Practically, this means allowing our experiences of God's deliverance — recoveries from illness, reconciliations in broken relationships, freedom from addiction — to become spoken testimony in parish community, in the family, in the Liturgy of the Hours prayed daily. The Church's practice of the Divine Office is precisely the institutional form of verse 12's vow: a structured refusal of spiritual silence across every hour of the day. Catholics grieving loss today are also directly addressed: the psalmist does not deny the sackcloth season but trusts that God's hāpak is coming — not as cheap consolation, but as promised eschatological reality. Grief and praise are not opposites; praise is what grief becomes in the hands of God.

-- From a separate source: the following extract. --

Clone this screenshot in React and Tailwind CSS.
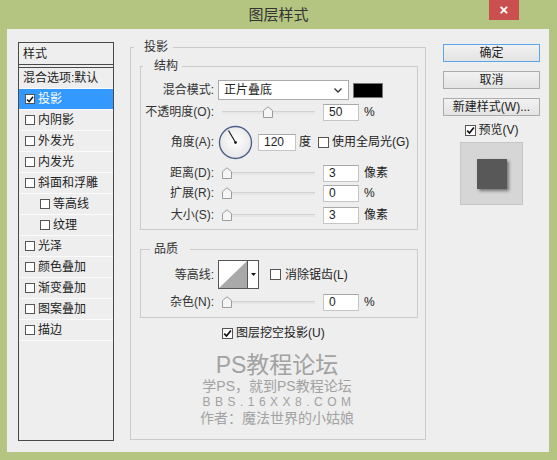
import React from "react";

const CheckMark = () => (
  <svg width="9" height="9" viewBox="0 0 9 9" className="block">
    <path d="M1.2 4.6 L3.5 7 L7.9 1.5" fill="none" stroke="#111" strokeWidth="1.7" />
  </svg>
);

function Box({ checked = false, className = "w-[11px] h-[11px]" }) {
  return (
    <span className={`${className} shrink-0 bg-white border border-[#555] flex items-center justify-center`}>
      {checked && <CheckMark />}
    </span>
  );
}

function Slider({ thumb = "left-0" }) {
  return (
    <div className="relative w-[93px] h-[14px] ml-[4px]">
      <div className="absolute left-0 right-0 top-[6px] h-[3px] bg-[#e6e6e6] border-t border-[#d2d2d2]" />
      <svg className={`absolute top-[1px] ${thumb}`} width="10" height="12" viewBox="0 0 10 12">
        <path d="M0.5 11.5 V4.5 L5 0.8 L9.5 4.5 V11.5 Z" fill="#f5f5f5" stroke="#9c9c9c" />
      </svg>
    </div>
  );
}

function Input({ value, className = "w-[36px] ml-[8px]" }) {
  return (
    <div className={`${className} h-[17px] bg-white border border-[#c5c5c5] border-t-[#a9a9a9] pl-[5px] leading-[15px] text-[12px] text-[#222]`}>
      {value}
    </div>
  );
}

function Row({ label, className = "", children }) {
  return (
    <div className={`flex items-center ${className}`}>
      <span className="w-[73px] text-right text-[#333]">{label}</span>
      <div className="ml-[4px] flex items-center">{children}</div>
    </div>
  );
}

function Dial() {
  return (
    <svg width="35" height="35" viewBox="0 0 35 35" className="block">
      <defs>
        <radialGradient id="dg" cx="50%" cy="45%" r="55%">
          <stop offset="0%" stopColor="#ffffff" />
          <stop offset="100%" stopColor="#e6e6e6" />
        </radialGradient>
      </defs>
      <circle cx="17.5" cy="17.5" r="16" fill="url(#dg)" stroke="#4f6189" strokeWidth="1.4" />
      <line x1="17.5" y1="17.5" x2="10.5" y2="5.5" stroke="#222" strokeWidth="1.2" />
      <circle cx="17.5" cy="17.5" r="1.4" fill="#222" />
    </svg>
  );
}

function Contour() {
  return (
    <div className="w-[41px] h-[29px] flex border border-[#555] bg-white">
      <svg width="28" height="27" viewBox="0 0 28 27" className="block">
        <path d="M0 27 L28 0 L28 27 Z" fill="#a9a9a9" />
      </svg>
      <div className="flex-1 border-l border-[#555] flex items-center justify-center">
        <svg width="5" height="3" viewBox="0 0 5 3"><path d="M0 0 H5 L2.5 3 Z" fill="#111" /></svg>
      </div>
    </div>
  );
}

const styles = [
  { name: "内阴影" },
  { name: "外发光" },
  { name: "内发光" },
  { name: "斜面和浮雕" },
  { name: "等高线", indent: true },
  { name: "纹理", indent: true },
  { name: "光泽" },
  { name: "颜色叠加" },
  { name: "渐变叠加" },
  { name: "图案叠加" },
  { name: "描边" },
];

function Button({ children, primary = false, className = "" }) {
  return (
    <div
      className={`${className} w-[97px] h-[18px] flex items-center justify-center border bg-gradient-to-b from-[#f2f2f2] to-[#e3e3e3] text-[12px] text-[#222] ${
        primary ? "border-[#5aa6ec]" : "border-[#acacac]"
      }`}
    >
      {children}
    </div>
  );
}

export default function App() {
  return (
    <div className="w-[557px] h-[460px] bg-[#b4c582] flex flex-col font-['Liberation_Sans','Noto_Sans_CJK_SC',sans-serif] text-[12px] text-[#222] leading-[16px]">
      {/* title bar */}
      <div className="h-[29px] grid grid-cols-[1fr_auto_1fr] shrink-0">
        <div />
        <div className="self-center text-[15px] text-[#333] pt-[1px]">图层样式</div>
        <div className="flex justify-end items-start pr-[38px]">
          <div className="w-[30px] h-[20px] bg-[#c9504f] text-white flex items-center justify-center text-[15px] font-bold">
            ×
          </div>
        </div>
      </div>

      {/* dialog body */}
      <div className="flex-1 ml-[7px] mr-[8px] mb-[8px] bg-[#eeeeee] flex items-start pl-[11px] pt-[10px]">
        {/* styles list */}
        <div className="mt-[3px] w-[96px] h-[399px] border border-[#4a4a4a] flex flex-col">
          <div className="h-[22px] border-b border-[#4a4a4a] pl-[4px] flex items-center">样式</div>
          <div className="mt-[2px] border-t border-[#4a4a4a]">
            <div className="h-[21px] border-b border-[#fbfbfb] pl-[4px] flex items-center">混合选项:默认</div>
            <div className="h-[21px] border-b border-[#fbfbfb] pl-[6px] flex items-center bg-[#3399ff] text-white">
              <Box checked className="w-[10px] h-[10px]" />
              <span className="ml-[3px]">投影</span>
            </div>
            {styles.map((s) => (
              <div
                key={s.name}
                className={`h-[21px] border-b border-[#fbfbfb] flex items-center ${s.indent ? "pl-[21px]" : "pl-[6px]"}`}
              >
                <Box className="w-[10px] h-[10px]" />
                <span className="ml-[3px]">{s.name}</span>
              </div>
            ))}
          </div>
        </div>

        {/* drop shadow settings */}
        <fieldset className="ml-[16px] w-[296px] h-[401px] border border-[#cbcbcb] pl-[9px] pr-[7px]">
          <legend className="ml-[-6px] pl-[10px] pr-[5px] leading-[16px] text-[#333]">投影</legend>

          <fieldset className="mt-[3px] border border-[#cbcbcb] pt-[6px] pb-[4px]">
            <legend className="ml-[2px] pl-[11px] pr-[4px] leading-[16px] text-[#333]">结构</legend>

            <Row label="混合模式:" className="h-[20px]">
              <div className="w-[131px] h-[20px] bg-white border border-[#ababab] flex items-center justify-between pl-[5px] pr-[6px]">
                <span>正片叠底</span>
                <svg width="8" height="5" viewBox="0 0 8 5"><path d="M0.5 0.5 L4 4 L7.5 0.5" fill="none" stroke="#333" strokeWidth="1.3" /></svg>
              </div>
              <div className="ml-[4px] w-[30px] h-[15px] bg-black border border-[#777]" />
            </Row>

            <Row label="不透明度(O):" className="mt-[3px] h-[18px]">
              <Slider thumb="left-[41px]" />
              <Input value="50" />
              <span className="ml-[5px]">%</span>
            </Row>

            <Row label="角度(A):" className="mt-[4px] h-[34px]">
              <Dial />
              <Input value="120" className="w-[38px] ml-[5px]" />
              <span className="ml-[3px]">度</span>
              <span className="ml-[7px]"><Box /></span>
              <span className="ml-[3px]">使用全局光(G)</span>
            </Row>

            <Row label="距离(D):" className="mt-[4px] h-[20px]">
              <Slider />
              <Input value="3" />
              <span className="ml-[5px]">像素</span>
            </Row>

            <Row label="扩展(R):" className="h-[20px]">
              <Slider />
              <Input value="0" />
              <span className="ml-[5px]">%</span>
            </Row>

            <Row label="大小(S):" className="mt-[2px] h-[20px]">
              <Slider />
              <Input value="3" />
              <span className="ml-[5px]">像素</span>
            </Row>
          </fieldset>

          <fieldset className="mt-[11px] border border-[#cbcbcb] pt-[3px] pb-[6px]">
            <legend className="ml-[9px] pl-[4px] pr-[12px] leading-[16px] text-[#333]">品质</legend>

            <Row label="等高线:" className="h-[29px]">
              <Contour />
              <span className="ml-[11px]"><Box /></span>
              <span className="ml-[4px]">消除锯齿(L)</span>
            </Row>

            <Row label="杂色(N):" className="mt-[4px] h-[18px]">
              <Slider />
              <Input value="0" />
              <span className="ml-[5px]">%</span>
            </Row>
          </fieldset>

          <div className="mt-[8px] h-[14px] flex items-center pl-[82px]">
            <Box checked />
            <span className="ml-[3px]">图层挖空投影(U)</span>
          </div>

          <div className="mt-[12px] flex flex-col items-center pr-[4px] text-[#a2a2a2]">
            <div className="text-[23px] leading-[26px]">PS教程论坛</div>
            <div className="text-[14px] leading-[16px]">学PS，就到PS教程论坛</div>
            <div className="text-[12px] leading-[16px] tracking-[4.5px] pl-[4px]">BBS.16XX8.COM</div>
            <div className="text-[14px] leading-[17px]">作者：魔法世界的小姑娘</div>
          </div>
        </fieldset>

        {/* buttons */}
        <div className="ml-[17px] mt-[5px] w-[97px] flex flex-col items-center">
          <Button primary>确定</Button>
          <Button className="mt-[9px]">取消</Button>
          <Button className="mt-[9px]">新建样式(W)...</Button>
          <div className="mt-[6px] h-[16px] flex items-center">
            <Box checked />
            <span className="ml-[3px]">预览(V)</span>
          </div>
          <div className="mt-[4px] w-[63px] h-[63px] bg-[#d6d6d6] border border-[#c6c6c6] flex items-center justify-center">
            <div className="w-[30px] h-[30px] bg-[#585858] shadow-[2px_2px_3px_rgba(0,0,0,0.45)]" />
          </div>
        </div>
      </div>
    </div>
  );
}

Typological and Spiritual Senses
Read through the lens of the sensus plenior, these two verses anticipate the Paschal Mystery with remarkable precision. Christ's Passion is the supreme mourning — "My soul is sorrowful even unto death" (Matt 26:38) — and the Resurrection is the definitive divine hāpak, the overturning of grief into the new and eternal dancing of risen life. The Church Fathers (especially Origen and Cassiodorus) read Psalm 30 as a Christological psalm, its "turning" being the Father's act of raising the Son. In the Risen Christ, the vow of perpetual praise is fulfilled perfectly and without end in the heavenly liturgy (Rev 5:9–14).